*PROBLEM DESCRIPTION:* From the entries below, print exactly the span beginning with the line holding "Convert this screenshot" and ending with the line holding "number; best: string", endpoints included, and skip any pictures.

*RECORDS:*
[Begin]

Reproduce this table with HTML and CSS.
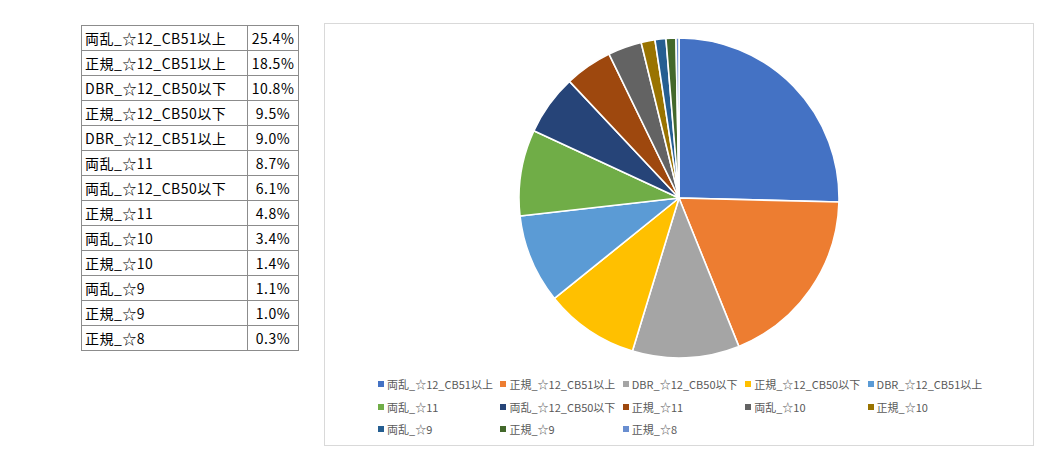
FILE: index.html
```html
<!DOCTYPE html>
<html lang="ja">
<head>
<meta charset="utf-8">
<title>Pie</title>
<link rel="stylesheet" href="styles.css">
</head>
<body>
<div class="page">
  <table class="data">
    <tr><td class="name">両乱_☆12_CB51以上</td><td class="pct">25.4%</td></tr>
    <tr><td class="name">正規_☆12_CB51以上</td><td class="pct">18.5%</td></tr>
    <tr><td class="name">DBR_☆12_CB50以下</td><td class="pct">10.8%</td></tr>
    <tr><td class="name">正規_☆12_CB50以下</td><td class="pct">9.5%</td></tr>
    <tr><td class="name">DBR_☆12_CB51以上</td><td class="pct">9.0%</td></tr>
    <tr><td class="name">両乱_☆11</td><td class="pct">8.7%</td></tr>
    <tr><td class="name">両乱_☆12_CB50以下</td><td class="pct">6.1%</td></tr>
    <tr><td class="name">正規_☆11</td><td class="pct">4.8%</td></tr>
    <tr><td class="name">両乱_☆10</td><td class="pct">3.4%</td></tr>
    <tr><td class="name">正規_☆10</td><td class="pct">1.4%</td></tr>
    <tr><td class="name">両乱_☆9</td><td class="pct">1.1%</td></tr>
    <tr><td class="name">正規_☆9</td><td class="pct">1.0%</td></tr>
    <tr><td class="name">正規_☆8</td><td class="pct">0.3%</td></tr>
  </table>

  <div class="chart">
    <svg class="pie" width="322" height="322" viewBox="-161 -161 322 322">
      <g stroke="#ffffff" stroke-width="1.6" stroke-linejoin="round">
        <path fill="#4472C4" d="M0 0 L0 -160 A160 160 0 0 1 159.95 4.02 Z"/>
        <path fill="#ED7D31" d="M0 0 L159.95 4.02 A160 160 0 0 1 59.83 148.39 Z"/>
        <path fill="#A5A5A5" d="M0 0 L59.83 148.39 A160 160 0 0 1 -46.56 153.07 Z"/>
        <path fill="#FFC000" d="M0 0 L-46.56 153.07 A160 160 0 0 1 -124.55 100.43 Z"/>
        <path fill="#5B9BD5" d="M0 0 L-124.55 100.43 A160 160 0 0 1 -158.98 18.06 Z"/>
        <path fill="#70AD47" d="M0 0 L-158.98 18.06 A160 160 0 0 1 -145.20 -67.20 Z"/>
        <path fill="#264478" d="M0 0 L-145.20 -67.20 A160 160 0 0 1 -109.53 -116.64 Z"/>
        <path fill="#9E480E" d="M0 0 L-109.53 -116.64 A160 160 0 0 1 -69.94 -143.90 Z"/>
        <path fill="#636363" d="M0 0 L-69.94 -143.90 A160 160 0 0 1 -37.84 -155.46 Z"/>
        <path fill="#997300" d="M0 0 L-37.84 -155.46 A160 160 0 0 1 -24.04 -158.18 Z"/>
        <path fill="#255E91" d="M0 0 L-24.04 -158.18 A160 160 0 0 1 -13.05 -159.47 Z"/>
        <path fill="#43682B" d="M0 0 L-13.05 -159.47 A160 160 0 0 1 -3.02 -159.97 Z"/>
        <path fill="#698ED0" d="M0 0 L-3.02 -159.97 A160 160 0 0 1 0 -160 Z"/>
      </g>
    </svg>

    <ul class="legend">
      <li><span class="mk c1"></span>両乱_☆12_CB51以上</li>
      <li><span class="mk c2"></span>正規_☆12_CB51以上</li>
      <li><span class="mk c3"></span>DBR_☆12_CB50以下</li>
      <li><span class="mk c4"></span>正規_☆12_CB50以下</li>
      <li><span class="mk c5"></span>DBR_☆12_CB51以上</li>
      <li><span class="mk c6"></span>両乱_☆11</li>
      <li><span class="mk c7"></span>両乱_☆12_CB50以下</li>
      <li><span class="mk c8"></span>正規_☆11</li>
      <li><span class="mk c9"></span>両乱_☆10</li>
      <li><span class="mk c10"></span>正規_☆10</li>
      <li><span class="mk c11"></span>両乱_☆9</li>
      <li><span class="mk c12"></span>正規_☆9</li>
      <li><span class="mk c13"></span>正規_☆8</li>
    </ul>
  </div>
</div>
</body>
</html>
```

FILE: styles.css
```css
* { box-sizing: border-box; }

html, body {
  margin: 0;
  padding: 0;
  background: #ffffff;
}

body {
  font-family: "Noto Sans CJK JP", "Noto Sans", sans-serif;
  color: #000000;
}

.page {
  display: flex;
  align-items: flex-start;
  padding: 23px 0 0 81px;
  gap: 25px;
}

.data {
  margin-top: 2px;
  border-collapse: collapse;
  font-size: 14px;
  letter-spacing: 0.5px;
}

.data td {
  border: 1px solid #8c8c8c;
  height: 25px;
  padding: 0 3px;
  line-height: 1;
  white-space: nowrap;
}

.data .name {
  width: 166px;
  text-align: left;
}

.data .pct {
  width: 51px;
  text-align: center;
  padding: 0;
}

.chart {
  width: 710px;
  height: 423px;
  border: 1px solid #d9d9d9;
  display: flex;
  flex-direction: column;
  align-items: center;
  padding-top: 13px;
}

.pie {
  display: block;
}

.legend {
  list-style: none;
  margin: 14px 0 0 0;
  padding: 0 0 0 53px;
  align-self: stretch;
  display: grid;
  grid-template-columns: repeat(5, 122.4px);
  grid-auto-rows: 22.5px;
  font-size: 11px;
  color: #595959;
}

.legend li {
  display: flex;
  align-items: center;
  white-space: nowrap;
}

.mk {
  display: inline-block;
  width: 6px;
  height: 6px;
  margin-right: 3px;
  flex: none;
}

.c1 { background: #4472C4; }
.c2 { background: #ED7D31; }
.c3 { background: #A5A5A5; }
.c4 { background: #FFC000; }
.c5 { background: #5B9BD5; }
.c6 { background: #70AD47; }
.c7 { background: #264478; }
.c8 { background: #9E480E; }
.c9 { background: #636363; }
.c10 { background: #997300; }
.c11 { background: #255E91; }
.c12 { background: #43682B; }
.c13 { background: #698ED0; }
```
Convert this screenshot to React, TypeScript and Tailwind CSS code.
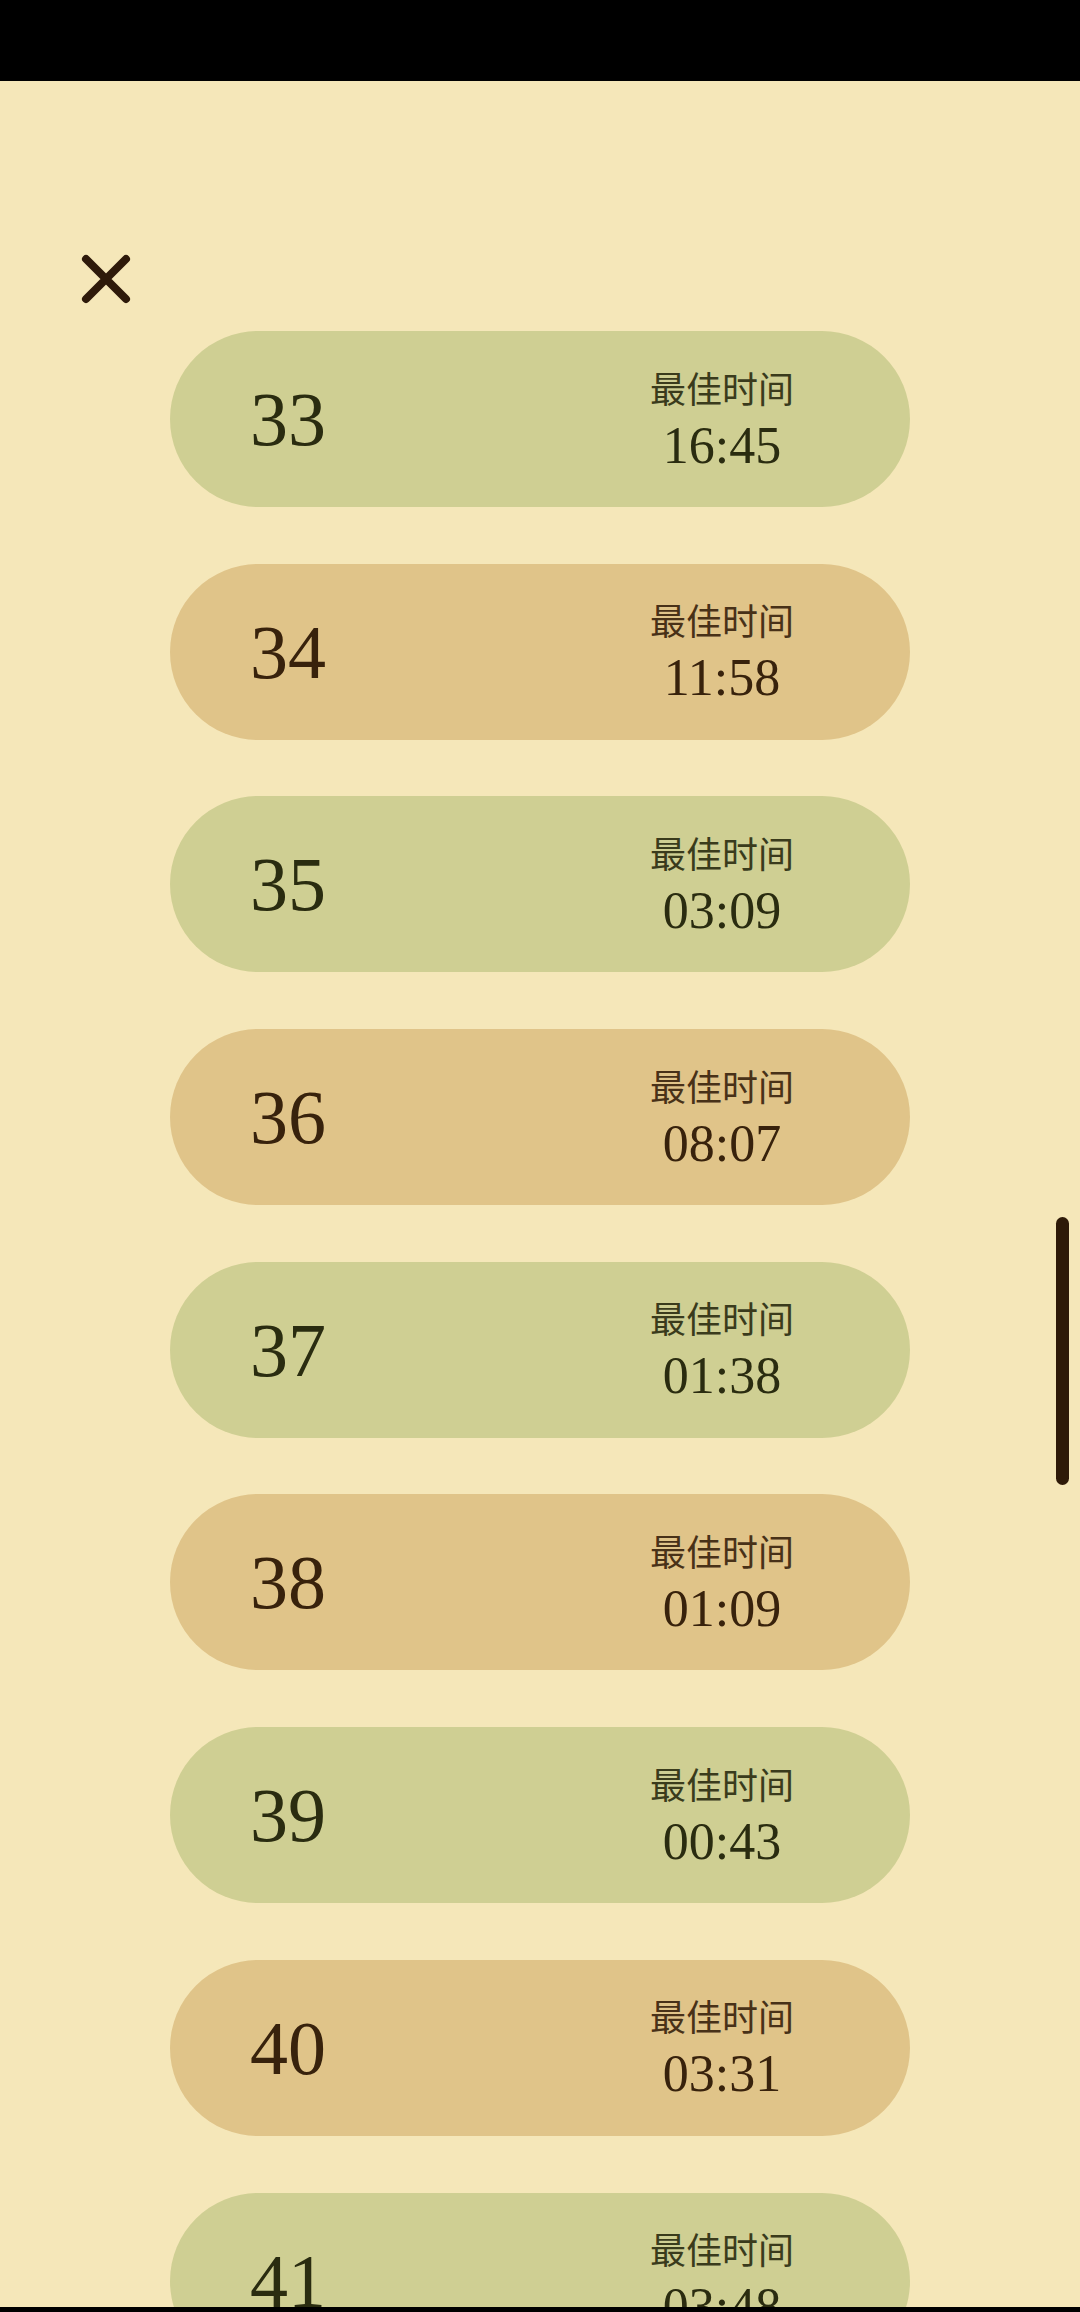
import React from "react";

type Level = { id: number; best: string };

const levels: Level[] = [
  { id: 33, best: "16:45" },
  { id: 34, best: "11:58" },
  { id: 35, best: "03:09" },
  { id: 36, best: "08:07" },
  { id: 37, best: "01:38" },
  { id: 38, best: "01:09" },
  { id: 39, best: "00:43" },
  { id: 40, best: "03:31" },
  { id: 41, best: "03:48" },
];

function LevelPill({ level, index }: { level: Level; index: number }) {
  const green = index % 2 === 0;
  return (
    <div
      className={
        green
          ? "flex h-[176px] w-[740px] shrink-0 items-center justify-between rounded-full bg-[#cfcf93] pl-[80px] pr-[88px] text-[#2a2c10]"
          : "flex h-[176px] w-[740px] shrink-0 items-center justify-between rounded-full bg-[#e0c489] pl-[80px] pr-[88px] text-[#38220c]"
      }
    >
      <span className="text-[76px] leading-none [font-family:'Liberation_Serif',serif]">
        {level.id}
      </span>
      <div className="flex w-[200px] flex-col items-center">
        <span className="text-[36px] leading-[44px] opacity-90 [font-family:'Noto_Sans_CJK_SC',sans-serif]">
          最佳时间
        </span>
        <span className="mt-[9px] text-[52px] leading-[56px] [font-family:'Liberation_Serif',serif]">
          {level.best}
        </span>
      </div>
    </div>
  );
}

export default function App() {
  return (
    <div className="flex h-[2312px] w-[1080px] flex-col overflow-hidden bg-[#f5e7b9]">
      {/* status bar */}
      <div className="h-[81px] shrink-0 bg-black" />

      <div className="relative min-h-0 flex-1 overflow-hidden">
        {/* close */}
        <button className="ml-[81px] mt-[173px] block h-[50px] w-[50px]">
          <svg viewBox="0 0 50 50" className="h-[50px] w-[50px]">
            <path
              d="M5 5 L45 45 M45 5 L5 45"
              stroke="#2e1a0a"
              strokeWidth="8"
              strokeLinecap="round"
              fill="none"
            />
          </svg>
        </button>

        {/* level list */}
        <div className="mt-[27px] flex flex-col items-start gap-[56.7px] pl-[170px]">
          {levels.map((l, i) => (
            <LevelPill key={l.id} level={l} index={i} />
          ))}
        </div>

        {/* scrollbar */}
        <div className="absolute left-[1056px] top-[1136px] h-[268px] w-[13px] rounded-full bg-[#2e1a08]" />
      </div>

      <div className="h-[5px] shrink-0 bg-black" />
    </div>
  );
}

[End]

*IN RESPONSE:*
Convert this screenshot to React, TypeScript and Tailwind CSS code.
import React from "react";

type Level = { id: number; best: string };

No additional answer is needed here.